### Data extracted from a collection
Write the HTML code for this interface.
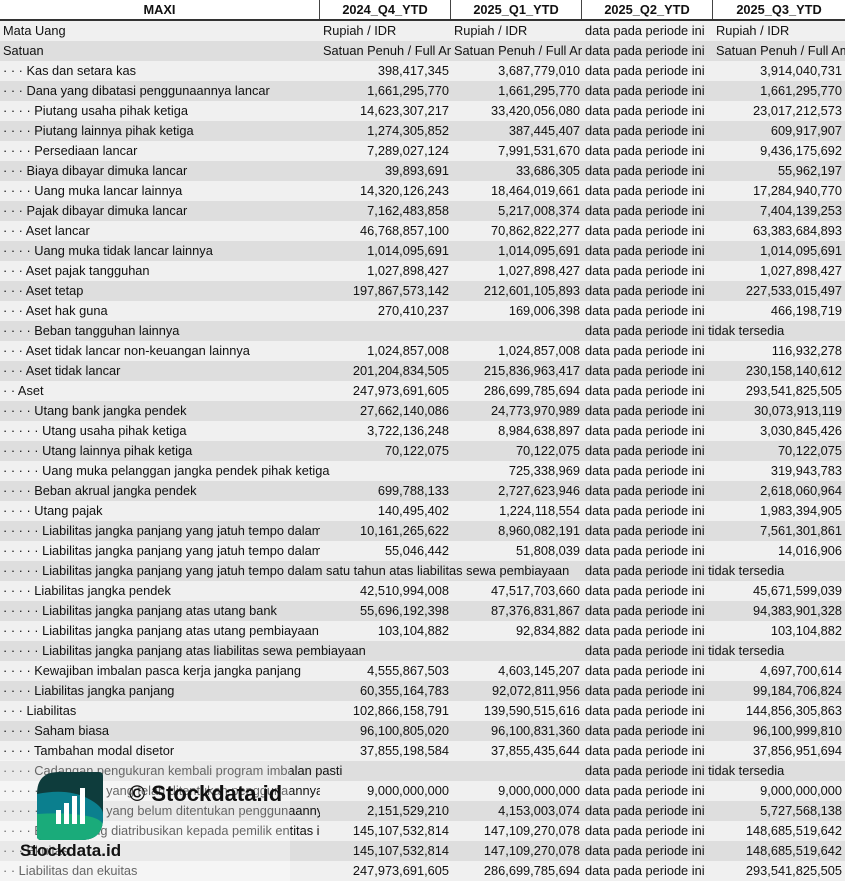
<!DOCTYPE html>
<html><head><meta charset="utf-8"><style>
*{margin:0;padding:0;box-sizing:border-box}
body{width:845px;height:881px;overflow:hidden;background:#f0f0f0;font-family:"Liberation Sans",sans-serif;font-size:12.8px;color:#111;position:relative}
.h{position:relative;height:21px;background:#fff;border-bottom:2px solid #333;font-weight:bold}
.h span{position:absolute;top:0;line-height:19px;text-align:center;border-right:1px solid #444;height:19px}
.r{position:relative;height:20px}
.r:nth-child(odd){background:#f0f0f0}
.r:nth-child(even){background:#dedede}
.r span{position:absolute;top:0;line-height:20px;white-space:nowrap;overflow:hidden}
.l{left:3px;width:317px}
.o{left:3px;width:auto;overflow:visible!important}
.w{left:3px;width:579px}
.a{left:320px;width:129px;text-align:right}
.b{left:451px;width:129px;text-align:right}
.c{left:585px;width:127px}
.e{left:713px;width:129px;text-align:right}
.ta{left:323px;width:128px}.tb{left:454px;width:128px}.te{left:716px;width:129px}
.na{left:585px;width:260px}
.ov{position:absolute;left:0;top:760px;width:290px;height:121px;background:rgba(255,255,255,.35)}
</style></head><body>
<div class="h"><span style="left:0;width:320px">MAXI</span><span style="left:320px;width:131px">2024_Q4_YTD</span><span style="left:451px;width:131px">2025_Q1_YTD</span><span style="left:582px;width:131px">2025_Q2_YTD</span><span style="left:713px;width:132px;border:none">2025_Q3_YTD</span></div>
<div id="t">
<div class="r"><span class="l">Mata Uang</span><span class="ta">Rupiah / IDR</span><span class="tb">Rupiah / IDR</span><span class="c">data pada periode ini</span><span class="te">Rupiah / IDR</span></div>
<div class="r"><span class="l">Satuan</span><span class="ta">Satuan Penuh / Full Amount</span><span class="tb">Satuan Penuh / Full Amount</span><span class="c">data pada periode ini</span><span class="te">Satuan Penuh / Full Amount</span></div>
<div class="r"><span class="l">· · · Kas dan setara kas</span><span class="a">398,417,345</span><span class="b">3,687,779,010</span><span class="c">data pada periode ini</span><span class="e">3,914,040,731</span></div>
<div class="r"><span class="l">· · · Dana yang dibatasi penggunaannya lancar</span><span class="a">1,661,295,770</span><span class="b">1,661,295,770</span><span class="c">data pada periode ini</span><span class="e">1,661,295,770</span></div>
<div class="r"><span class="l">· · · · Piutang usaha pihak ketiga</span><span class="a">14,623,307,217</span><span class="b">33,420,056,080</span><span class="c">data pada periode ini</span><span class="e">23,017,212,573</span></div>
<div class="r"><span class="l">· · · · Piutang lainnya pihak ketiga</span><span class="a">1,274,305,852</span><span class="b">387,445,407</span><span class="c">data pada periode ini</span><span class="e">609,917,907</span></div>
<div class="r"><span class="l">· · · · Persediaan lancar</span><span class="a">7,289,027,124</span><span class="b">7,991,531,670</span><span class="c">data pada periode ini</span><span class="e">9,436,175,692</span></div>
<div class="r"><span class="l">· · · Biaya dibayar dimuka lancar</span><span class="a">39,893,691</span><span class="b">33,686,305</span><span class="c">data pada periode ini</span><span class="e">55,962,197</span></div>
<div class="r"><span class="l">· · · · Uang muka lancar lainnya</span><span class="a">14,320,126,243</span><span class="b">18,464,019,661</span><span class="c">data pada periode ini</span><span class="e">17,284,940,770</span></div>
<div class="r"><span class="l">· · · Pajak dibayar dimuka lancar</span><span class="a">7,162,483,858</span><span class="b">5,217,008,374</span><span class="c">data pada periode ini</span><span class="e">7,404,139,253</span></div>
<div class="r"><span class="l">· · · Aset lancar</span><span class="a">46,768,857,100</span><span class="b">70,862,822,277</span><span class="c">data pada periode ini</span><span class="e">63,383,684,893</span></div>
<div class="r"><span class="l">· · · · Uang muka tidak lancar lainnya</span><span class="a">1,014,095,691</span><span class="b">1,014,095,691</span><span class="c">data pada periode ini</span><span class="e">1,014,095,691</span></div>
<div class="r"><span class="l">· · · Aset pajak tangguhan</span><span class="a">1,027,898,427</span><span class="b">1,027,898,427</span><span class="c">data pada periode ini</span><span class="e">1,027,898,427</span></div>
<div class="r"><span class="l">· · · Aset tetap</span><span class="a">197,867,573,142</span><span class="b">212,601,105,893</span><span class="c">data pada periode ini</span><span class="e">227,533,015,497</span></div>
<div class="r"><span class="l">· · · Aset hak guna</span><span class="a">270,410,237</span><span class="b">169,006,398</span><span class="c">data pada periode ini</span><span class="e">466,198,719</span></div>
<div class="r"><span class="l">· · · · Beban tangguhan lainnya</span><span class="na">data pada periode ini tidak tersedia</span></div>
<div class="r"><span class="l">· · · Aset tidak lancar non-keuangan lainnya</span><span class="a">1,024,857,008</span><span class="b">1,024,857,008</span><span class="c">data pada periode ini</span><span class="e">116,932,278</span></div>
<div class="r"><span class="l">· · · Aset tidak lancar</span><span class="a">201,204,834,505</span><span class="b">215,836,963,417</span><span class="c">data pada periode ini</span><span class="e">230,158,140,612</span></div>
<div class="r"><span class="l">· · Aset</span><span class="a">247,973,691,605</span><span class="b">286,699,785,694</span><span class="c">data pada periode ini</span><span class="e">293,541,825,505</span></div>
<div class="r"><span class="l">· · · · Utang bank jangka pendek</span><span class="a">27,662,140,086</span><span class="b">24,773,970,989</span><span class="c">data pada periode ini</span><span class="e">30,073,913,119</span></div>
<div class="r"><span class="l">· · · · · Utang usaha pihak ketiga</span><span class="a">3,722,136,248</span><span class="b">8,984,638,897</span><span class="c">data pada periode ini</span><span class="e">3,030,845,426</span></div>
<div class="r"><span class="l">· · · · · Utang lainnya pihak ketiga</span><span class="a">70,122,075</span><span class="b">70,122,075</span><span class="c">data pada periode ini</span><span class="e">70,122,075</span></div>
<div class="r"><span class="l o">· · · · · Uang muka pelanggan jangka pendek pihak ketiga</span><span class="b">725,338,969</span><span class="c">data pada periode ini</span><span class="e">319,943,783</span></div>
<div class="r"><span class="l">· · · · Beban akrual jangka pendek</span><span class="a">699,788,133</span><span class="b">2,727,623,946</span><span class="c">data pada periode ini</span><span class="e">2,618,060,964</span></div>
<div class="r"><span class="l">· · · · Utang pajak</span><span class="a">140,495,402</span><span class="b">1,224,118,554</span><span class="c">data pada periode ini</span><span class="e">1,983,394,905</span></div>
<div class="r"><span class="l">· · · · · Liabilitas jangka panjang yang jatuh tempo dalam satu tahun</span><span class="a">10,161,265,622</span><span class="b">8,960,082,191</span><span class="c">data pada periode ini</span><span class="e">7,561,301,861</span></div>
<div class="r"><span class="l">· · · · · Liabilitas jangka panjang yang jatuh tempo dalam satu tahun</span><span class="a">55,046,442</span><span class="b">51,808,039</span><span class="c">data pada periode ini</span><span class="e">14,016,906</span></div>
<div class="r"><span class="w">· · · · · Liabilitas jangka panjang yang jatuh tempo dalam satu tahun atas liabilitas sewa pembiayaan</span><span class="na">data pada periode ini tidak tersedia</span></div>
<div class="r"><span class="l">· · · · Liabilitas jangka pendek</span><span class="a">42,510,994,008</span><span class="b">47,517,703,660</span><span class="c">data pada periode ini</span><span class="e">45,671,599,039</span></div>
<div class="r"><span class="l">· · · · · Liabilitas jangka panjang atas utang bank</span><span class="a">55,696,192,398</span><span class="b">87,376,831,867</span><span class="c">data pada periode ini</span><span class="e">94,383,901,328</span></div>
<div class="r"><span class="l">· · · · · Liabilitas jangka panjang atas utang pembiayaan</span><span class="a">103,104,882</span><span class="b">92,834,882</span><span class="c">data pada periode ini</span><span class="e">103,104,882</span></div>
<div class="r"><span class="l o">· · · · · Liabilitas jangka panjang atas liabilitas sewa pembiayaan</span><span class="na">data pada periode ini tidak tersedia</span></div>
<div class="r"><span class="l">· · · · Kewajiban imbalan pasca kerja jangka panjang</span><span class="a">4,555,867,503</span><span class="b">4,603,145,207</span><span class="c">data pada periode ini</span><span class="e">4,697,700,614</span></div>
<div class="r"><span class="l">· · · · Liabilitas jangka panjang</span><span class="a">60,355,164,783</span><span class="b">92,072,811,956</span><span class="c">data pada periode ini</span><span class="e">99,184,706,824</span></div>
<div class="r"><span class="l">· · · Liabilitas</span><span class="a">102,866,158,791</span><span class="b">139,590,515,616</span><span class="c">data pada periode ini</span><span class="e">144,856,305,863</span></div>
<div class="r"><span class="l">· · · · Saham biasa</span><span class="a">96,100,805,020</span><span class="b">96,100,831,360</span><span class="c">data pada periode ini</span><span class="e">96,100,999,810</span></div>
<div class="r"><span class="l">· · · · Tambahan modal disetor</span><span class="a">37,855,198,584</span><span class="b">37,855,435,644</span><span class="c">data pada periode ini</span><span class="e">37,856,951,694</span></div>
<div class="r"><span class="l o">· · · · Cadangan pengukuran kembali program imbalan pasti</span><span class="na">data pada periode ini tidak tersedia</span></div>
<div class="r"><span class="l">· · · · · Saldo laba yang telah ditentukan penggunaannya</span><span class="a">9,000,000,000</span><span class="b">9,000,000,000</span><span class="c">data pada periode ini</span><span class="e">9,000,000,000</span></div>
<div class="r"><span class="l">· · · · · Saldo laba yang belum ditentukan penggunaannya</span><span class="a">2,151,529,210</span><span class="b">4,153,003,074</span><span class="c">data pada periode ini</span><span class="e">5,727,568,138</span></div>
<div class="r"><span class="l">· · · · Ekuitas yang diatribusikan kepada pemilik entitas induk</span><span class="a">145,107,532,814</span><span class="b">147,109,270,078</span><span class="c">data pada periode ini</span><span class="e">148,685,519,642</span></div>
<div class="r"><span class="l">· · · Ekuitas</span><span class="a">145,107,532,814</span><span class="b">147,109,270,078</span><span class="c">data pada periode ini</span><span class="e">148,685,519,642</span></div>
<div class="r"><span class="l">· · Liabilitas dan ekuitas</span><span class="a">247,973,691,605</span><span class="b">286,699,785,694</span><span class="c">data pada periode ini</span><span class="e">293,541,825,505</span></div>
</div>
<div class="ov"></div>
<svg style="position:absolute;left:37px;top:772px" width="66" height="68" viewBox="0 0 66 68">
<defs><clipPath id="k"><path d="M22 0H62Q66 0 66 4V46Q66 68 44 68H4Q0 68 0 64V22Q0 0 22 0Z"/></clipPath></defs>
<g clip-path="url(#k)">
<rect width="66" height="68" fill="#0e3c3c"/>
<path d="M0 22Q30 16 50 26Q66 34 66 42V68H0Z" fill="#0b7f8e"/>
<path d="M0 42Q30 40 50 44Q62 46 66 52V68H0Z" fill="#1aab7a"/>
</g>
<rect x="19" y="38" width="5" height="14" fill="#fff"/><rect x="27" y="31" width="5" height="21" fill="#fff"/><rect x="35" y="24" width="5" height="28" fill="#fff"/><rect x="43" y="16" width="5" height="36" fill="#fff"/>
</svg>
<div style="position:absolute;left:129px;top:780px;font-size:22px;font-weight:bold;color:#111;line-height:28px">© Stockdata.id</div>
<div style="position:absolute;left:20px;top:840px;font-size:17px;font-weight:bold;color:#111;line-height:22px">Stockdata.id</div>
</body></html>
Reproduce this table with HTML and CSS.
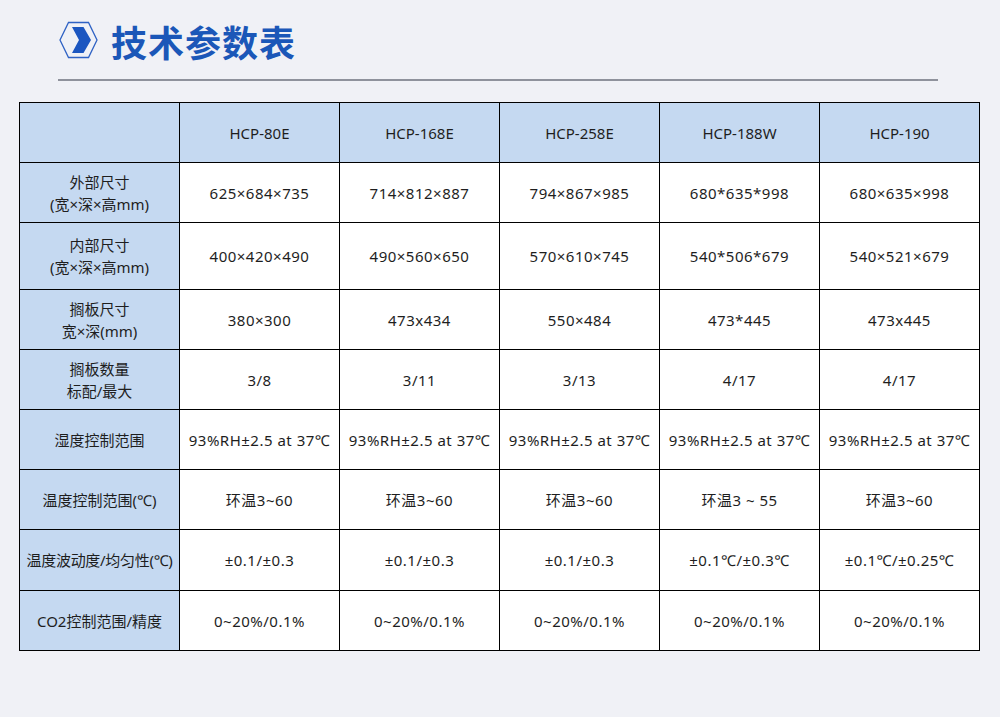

### What needs to be done
Select all lines with the word "this" from the entries above.

### Written answer
Write the HTML code for this interface.
Reproduce this table with HTML and CSS.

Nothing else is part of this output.